Seeking the duende, there is neither map nor discipline. We only know it burns the blood like powdered glass, that it exhausts, rejects all the sweet geometry we understand, that it shatters styles and makes Goya, master of the greys, silvers and pinks of the finest English art, paint with his knees and fists in terrible bitumen blacks, or strips Mossèn Cinto Verdaguer stark naked in the cold of the Pyrenees, or sends Jorge Manrique to wait for death in the wastes of Ocaña, or clothes Rimbaud’s delicate body in a saltimbanque’s costume, or gives the Comte de Lautréamont the eyes of a dead fish, at dawn, on the boulevard.
…
Ladies and Gentlemen, I have raised three arches and with clumsy hands placed within them the Muse, the angel and the duende.

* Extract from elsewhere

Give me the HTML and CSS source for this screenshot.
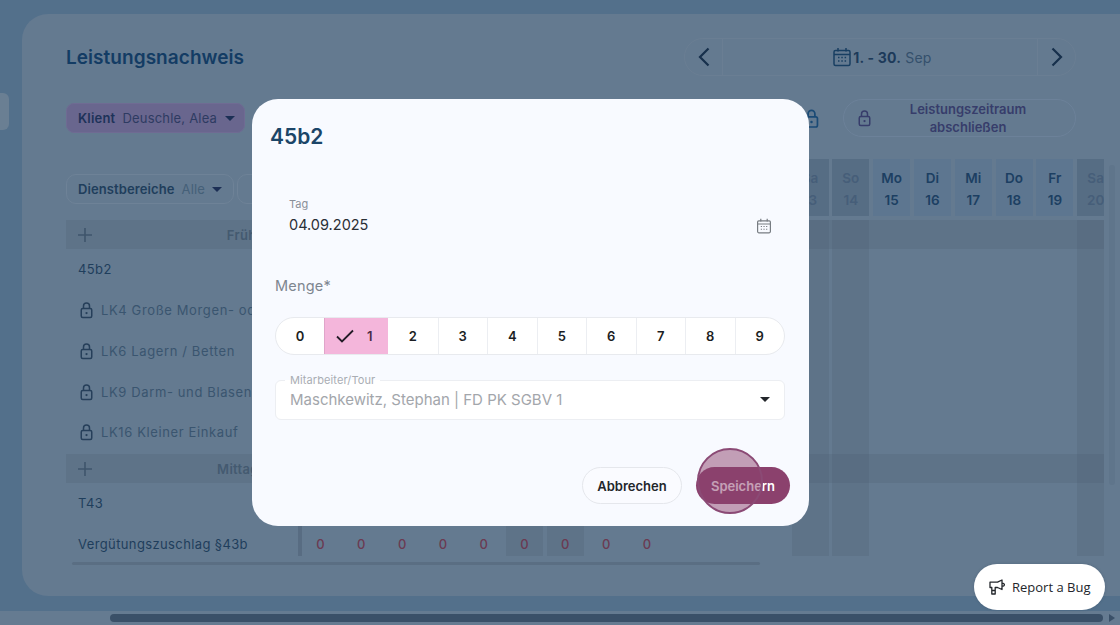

The Muse remains motionless: she can have a finely pleated tunic or cow eyes like those which gaze out in Pompeii, at the four-sided nose her great friend Picasso has painted her with. The angel can disturb Antonello da Messina’s heads of hair, Lippi’s tunics, or the violins of Masolino or Rousseau.
The duende… Where is the duende? Through the empty archway a wind of the spirit enters, blowing insistently over the heads of the dead, in search of new landscapes and unknown accents: a wind with the odour of a child’s saliva, crushed grass, and medusa’s veil, announcing the endless baptism of freshly created things.